The functional analyst defines behavior. Given a business need and a system, they specify exactly how that system must respond to each input, then write that specification so a developer can build it and a tester can verify it without coming back to ask what was meant.
In practice that means taking a business requirement, breaking it into the system’s actual inputs and outputs, mapping the validation rules field by field, defining every state a transaction can be in, and writing the error and rejection paths with the same care as the happy path. In payments, a single “process a credit transfer” requirement explodes into the pain.001 that initiates it, the validation at ingestion, the pacs.008 sent interbank, the states the payment moves through, the pacs.002 or pain.002 that reports status, and a dozen rejection scenarios each with its own reason code. The functional analyst is the person who holds all of that in their head and writes it down so nobody else has to guess.
The output is the functional specification, and it is judged on one criterion: can someone build and test from it without ambiguity. If a developer has to interpret, the spec failed. The Real-World BA Deliverables pack includes the functional spec templates I actually use, because a good structure does half the work of being unambiguous.
What is the difference between a functional analyst and a business analyst?
The business analyst owns the why and the what. The functional analyst owns the how. That is the cleanest way to draw the line, even though in many organizations one person wears both hats.
The business analyst talks to stakeholders, defines the problem, sets the scope, and explains why the work matters. They write at the level of business outcomes: “customers need to see why a payment failed.” The functional analyst takes that outcome and defines the system behavior that delivers it: which service detects the failure, what reason code it produces, how that code maps to a customer-facing message, what the status endpoint returns, and what the test cases are. The business analyst’s requirement could be satisfied a hundred ways. The functional analyst’s specification can be satisfied exactly one way, and that is the point.

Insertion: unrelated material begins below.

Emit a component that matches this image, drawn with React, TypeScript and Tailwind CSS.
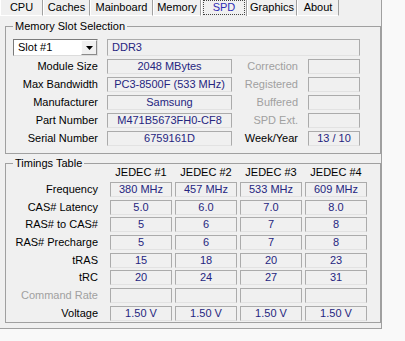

This is why the functional analyst hat lives next to the Business Analyst hat in the same discipline. The handoff between them is where most projects either tighten up or fall apart. When the same person owns both, the why flows cleanly into the how with nothing lost in translation, which is one reason the technical business analyst is such a valuable profile: they carry the requirement from intent all the way to testable behavior without a handoff at all.
What does a functional specification contain?

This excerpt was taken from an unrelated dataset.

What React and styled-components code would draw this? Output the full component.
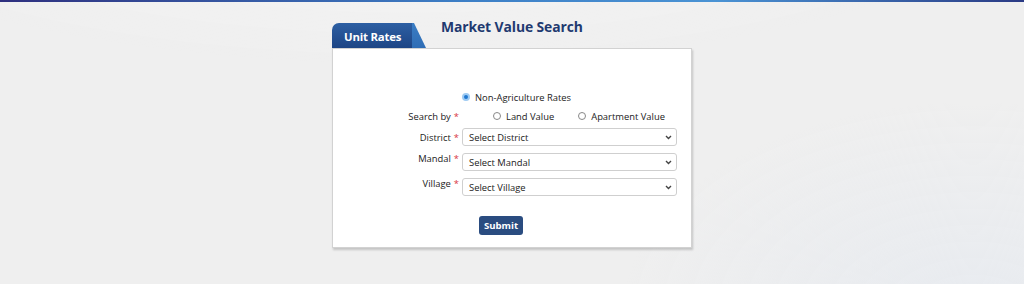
import React from 'react';
import styled, { createGlobalStyle } from 'styled-components';

const GlobalStyle = createGlobalStyle`
  html, body {
    margin: 0;
    padding: 0;
  }
  body {
    font-family: 'Open Sans', 'Noto Sans', Arial, sans-serif;
    background: #efefef;
  }
`;

const Page = styled.div`
  position: relative;
  width: 1024px;
  height: 284px;
  overflow: hidden;
  border-top: 2px solid #2f3a86;
  border-image: linear-gradient(90deg, #2e2f7e, #3d7fc6 45%, #4a93d4 70%, #2a3a84) 1;
  box-sizing: border-box;
  background:
    radial-gradient(ellipse 900px 260px at 40% -120px, rgba(255, 255, 255, 0.55), transparent 70%),
    radial-gradient(ellipse 500px 300px at 95% 110%, rgba(230, 234, 240, 0.8), transparent 70%),
    #efefef;
`;

const Wrapper = styled.div`
  width: 360px;
  margin: 21px auto 0;
`;

const Header = styled.div`
  display: flex;
  align-items: flex-start;
  height: 25px;
`;

const Tab = styled.div`
  position: relative;
  display: flex;
  align-items: center;
  width: 80px;
  height: 25px;
  padding: 2px 0 0 12px;
  box-sizing: border-box;
  border-radius: 7px 0 0 0;
  background: linear-gradient(180deg, #2d5fa3, #1d4585);
  color: #fff;
  font-weight: 700;
  font-size: 11.4px;
  letter-spacing: -0.2px;

  &::after {
    content: '';
    position: absolute;
    left: 80px;
    top: 0;
    width: 14px;
    height: 25px;
    background: linear-gradient(180deg, #3a7dc4, #2f6db5);
    clip-path: polygon(0 0, 2px 0, 100% 100%, 0 100%);
  }
`;

const Title = styled.h1`
  margin: -6px 0 0 29px;
  font-size: 13.9px;
  font-weight: 700;
  color: #1f3a70;
  letter-spacing: -0.1px;
`;

const Panel = styled.div`
  background: #fff;
  border: 1px solid #d2d2d2;
  box-shadow: 1px 2px 2px rgba(0, 0, 0, 0.18);
  height: 200px;
  box-sizing: border-box;
  padding-top: 41px;
`;

const Form = styled.div`
  display: grid;
  grid-template-columns: 127px 215px;
  column-gap: 2px;
  align-items: center;
  font-size: 9.4px;
  color: #222;
`;

const Label = styled.div`
  text-align: right;
  padding-right: 1px;
  white-space: nowrap;
`;

const Req = styled.span`
  color: #d9363e;
  margin-left: 3px;
`;

const RadioRow = styled.div`
  display: flex;
  align-items: center;
  height: ${(p) => p.$h || 20}px;
  padding-left: ${(p) => p.$pad || 0}px;
  gap: ${(p) => p.$gap || 0}px;
`;

const RadioItem = styled.label`
  display: flex;
  align-items: center;
  gap: 5px;
  white-space: nowrap;
`;

const Dot = styled.span`
  display: inline-block;
  width: 8px;
  height: 8px;
  border-radius: 50%;
  box-sizing: border-box;
  border: ${(p) => (p.$on ? '2px solid #9fcbf3' : '1px solid #888')};
  background: ${(p) => (p.$on ? '#1f78d1' : '#fff')};
`;

const SelectBox = styled.div`
  display: flex;
  align-items: center;
  justify-content: space-between;
  height: 18px;
  margin: ${(p) => p.$mt || 0}px 0 0;
  padding: 0 4px 0 6px;
  border: 1px solid #cfcfcf;
  border-radius: 3px;
  box-sizing: border-box;
  background: #fff;
  color: #222;
  font-size: 9.4px;
`;

const Actions = styled.div`
  display: flex;
  margin-top: 20px;
  padding-left: 146px;
`;

const SubmitButton = styled.button`
  width: 44px;
  height: 19px;
  padding: 0;
  border: none;
  border-radius: 3px;
  background: #2a4c80;
  color: #fff;
  font-family: inherit;
  font-size: 9.6px;
  font-weight: 700;
`;

const Chevron = () => (
  <svg width="7" height="5" viewBox="0 0 7 5" fill="none">
    <path d="M1 1l2.5 2.5L6 1" stroke="#444" strokeWidth="1.4" />
  </svg>
);

const Select = ({ text, mt }) => (
  <SelectBox $mt={mt}>
    <span>{text}</span>
    <Chevron />
  </SelectBox>
);

const App = () => {
  return (
    <>
      <GlobalStyle />
      <Page>
        <Wrapper>
          <Header>
            <Tab>Unit Rates</Tab>
            <Title>Market Value Search</Title>
          </Header>
          <Panel>
            <Form>
              <div />
              <RadioRow $h={14}>
                <RadioItem>
                  <Dot $on />
                  Non-Agriculture Rates
                </RadioItem>
              </RadioRow>

              <Label>
                Search by<Req>*</Req>
              </Label>
              <RadioRow $h={24} $pad={31} $gap={24}>
                <RadioItem>
                  <Dot />
                  Land Value
                </RadioItem>
                <RadioItem>
                  <Dot />
                  Apartment Value
                </RadioItem>
              </RadioRow>

              <Label>
                District<Req>*</Req>
              </Label>
              <Select text="Select District" />

              <Label>
                Mandal<Req>*</Req>
              </Label>
              <Select text="Select Mandal" mt={7} />

              <Label>
                Village<Req>*</Req>
              </Label>
              <Select text="Select Village" mt={7} />
            </Form>
            <Actions>
              <SubmitButton>Submit</SubmitButton>
            </Actions>
          </Panel>
        </Wrapper>
      </Page>
    </>
  );
};

export default App;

A functional specification answers, for every meaningful input, exactly what the system does. A complete one has a predictable skeleton.
It starts with the trigger or input: the message, the API call, the event, the user action. In payments this is a concrete artifact, a pain.001 with specific fields, not a vague “payment request.” Then the validation rules, field by field, with the exact condition and the exact failure behavior when the condition is not met. Then the processing logic: what the system does with a valid input, which services it touches, what it produces. Then every output and state: the statuses a transaction moves through, the events it publishes, the messages it sends downstream. Then the error and rejection paths, each with its specific reason code and customer-facing consequence. And finally the acceptance criteria: the pass-or-fail checks a tester runs to confirm the build matches the spec.
The unhappy paths are where a functional spec earns its keep. A spec that only covers valid input describes maybe a third of the real system, because production is mostly edge cases, retries, and things going sideways. The functional analyst who has actually watched a broken payment move through the system writes the rejection paths from observation, not imagination, and that is what makes the spec trustworthy. The connection between specifying behavior and testing it is so tight that I treat them as one skill, which I unpack in You Don’t Understand the System Until You Test It.
How technical does a functional analyst need to be?
Technical enough to ground the specification in real behavior rather than assumptions. That is the bar, and it is higher than most people expect.
You do not write production code as a functional analyst. But the strongest ones read API contracts fluently, understand the data model well enough to know what states are even possible, and often query the database or inspect a message payload directly to confirm how the system actually behaves before they specify how it should. A functional analyst who specifies behavior they have never observed is guessing, and guesses become defects. A functional analyst who verifies first writes specs that hold up under build and test.
This is why the line between a senior functional analyst and a technical business analyst is blurry. Both are technical enough to verify. Both reject the vague answer. The functional analyst leans into precision of specification; the technical BA stretches across the whole loop from intent to support. The skills underneath are the same, and the progression from one to the other is the spine of The Technical Skills Guide for BAs. Reading an API contract well enough to spec against it is a skill in itself, which is why I wrote API Documentation from Scratch.
How do you write good functional requirements?
Start from observed behavior, write each requirement as a specific input mapped to a specific testable output, and never skip the unhappy paths. Those three rules cover most of the craft.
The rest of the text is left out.